This page is all about my ancestors. If you want general genealogy tips for beginners, go to the Public pages. There is a navigation bar to the rest of the site at the bottom of the page.

You can see my research on
Roots Web World Connect

These two sections were too short to make into individual pages. You can scroll down to read them in order, or click to jump to:

Conventions and Limits: How I estimated dates, what "x gen bef yyyy" means, unknown names, how far out I research.

A Gentle Warning to people who take this too seriously.


Conventions:

As a guide to anyone who uses the data I accumulate to do further research, I estimated birth and marriage dates. It is easier to look for someone if you have a rough idea of where and when he or she was born and married.

For birth dates, if I had the parent or child's birth date, I estimated most women bore children between the ages of 16 and 42, then added or subtracted as needed. I did this for parents or children only. Further forward or back I used the phrase "x gen" bef (or aft) yyyy", where "x" was how many generations and "yyyy" was the definite year. For example, the great-grandfather of someone born in 1800 would be born "3 gen bef 1800".

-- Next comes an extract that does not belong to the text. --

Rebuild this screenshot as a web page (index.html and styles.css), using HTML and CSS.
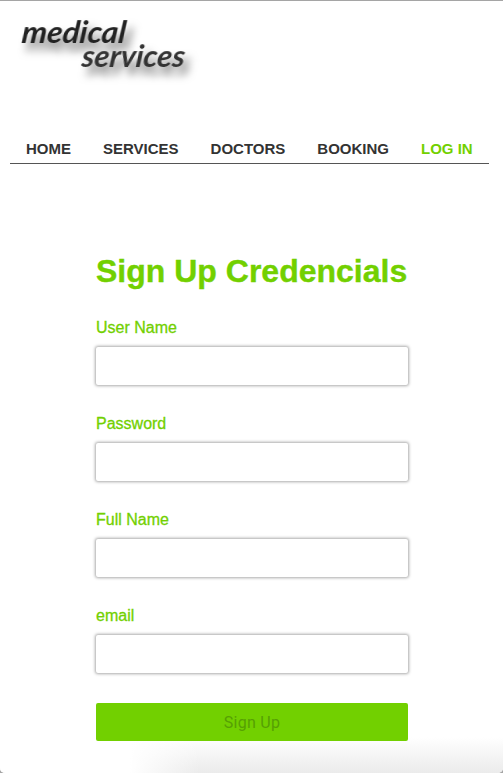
FILE: index.html
```
<!DOCTYPE html>
<html lang="en">
<head>
<meta charset="utf-8">
<title>Medical Services</title>
<link rel="stylesheet" href="styles.css">
</head>
<body>
<header>
  <svg class="logo" width="210" height="100" viewBox="0 0 210 100" role="img" aria-label="medical services">
    <text class="word word-top" transform="translate(21 43) skewX(-6)" textLength="104" lengthAdjust="spacingAndGlyphs">medical</text>
    <text class="word word-bottom" transform="translate(81 67) skewX(-6)" textLength="103" lengthAdjust="spacingAndGlyphs">services</text>
  </svg>
  <nav class="nav">
    <a>HOME</a><a>SERVICES</a><a>DOCTORS</a><a>BOOKING</a><a class="active">LOG IN</a>
  </nav>
</header>
<main>
  <form class="form">
    <h1>Sign Up Credencials</h1>
    <label>User Name<input type="text"></label>
    <label>Password<input type="password"></label>
    <label>Full Name<input type="text"></label>
    <label>email<input type="text"></label>
    <button type="button" disabled>Sign Up</button>
  </form>
</main>
</body>
</html>
```
FILE: styles.css
```
* { box-sizing: border-box; }
html { height: 100%; background: #a5a5a5; overflow: hidden; }
body {
  margin: 0;
  height: 773px;
  border-top: 1px solid #a5a5a5;
  border-radius: 0 0 5px 5px;
  background:
    linear-gradient(to right, #fff 130px, transparent 200px) no-repeat 0 100% / 100% 36px,
    linear-gradient(to bottom, #fff, #ebebeb) no-repeat 0 100% / 100% 36px,
    #fff;
  font-family: "Liberation Sans", Arial, sans-serif;
  color: #333;
}
.logo { display: block; margin-top: -1px; }
.word {
  font-family: Lato, sans-serif;
  font-style: italic;
  font-weight: 700;
  font-size: 31px;
  filter: drop-shadow(6px 8px 4px rgba(0, 0, 0, .55));
}
.word-top { fill: #222; }
.word-bottom { fill: #333; }
.nav {
  display: flex;
  height: 64px;
  margin: 0 14px 0 10px;
  padding-top: 40px;
  border-bottom: 1px solid #555;
  font-size: 15px;
  line-height: 17px;
  font-weight: 700;
}
.nav a { padding: 0 16px; white-space: nowrap; }
.nav .active { color: #72d000; }
.form {
  display: flex;
  flex-direction: column;
  width: 312px;
  margin: 88px 0 0 96px;
  color: #72d000;
}
h1 {
  margin: 0 0 29px;
  font-size: 32px;
  line-height: 38px;
  white-space: nowrap;
  -webkit-text-stroke: .4px #72d000;
}
label {
  display: flex;
  flex-direction: column;
  gap: 10px;
  height: 96px;
  font-size: 16px;
  line-height: 18px;
  -webkit-text-stroke: .3px #72d000;
}
input {
  height: 38px;
  border: 0;
  border-radius: 2px;
  background: #fff;
  box-shadow: 0 0 3px 1px #aaa;
}
button {
  height: 38px;
  border: 0;
  border-radius: 2px;
  background: #72d000;
  color: #56a004;
  font: 16px/38px Roboto, sans-serif;
  letter-spacing: .3px;
}
```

If I had the date of one spouse but not the other I would estimate most spouses were within 10 years of each other. For example, if the husband was born in 1800, I'd estimate the wife was born 1790 - 1810.

If I had some dates but not others I'd refine the estimate. For instance, if a lady was born in 1800 and had her first child in 1820, I'd estimate her marriage date as 1816 - 1820.

Not all of my ancestors were married. I gave them all the benefit of the doubt.

I use "(unknown") for unknown names. Some people use LNU (Last Name Unknown) and GNU (Given Name Unknown). Someone always asks them why their cousin "Gnu" was named after a wildebeest.

My program won't let you enter siblings without at least one parent, so there are some fathers whose names are pure guess. If I knew Alan Smith had a brother Bob and a sister Catherine, I named their father "(unknown) Smith" and entered the siblings.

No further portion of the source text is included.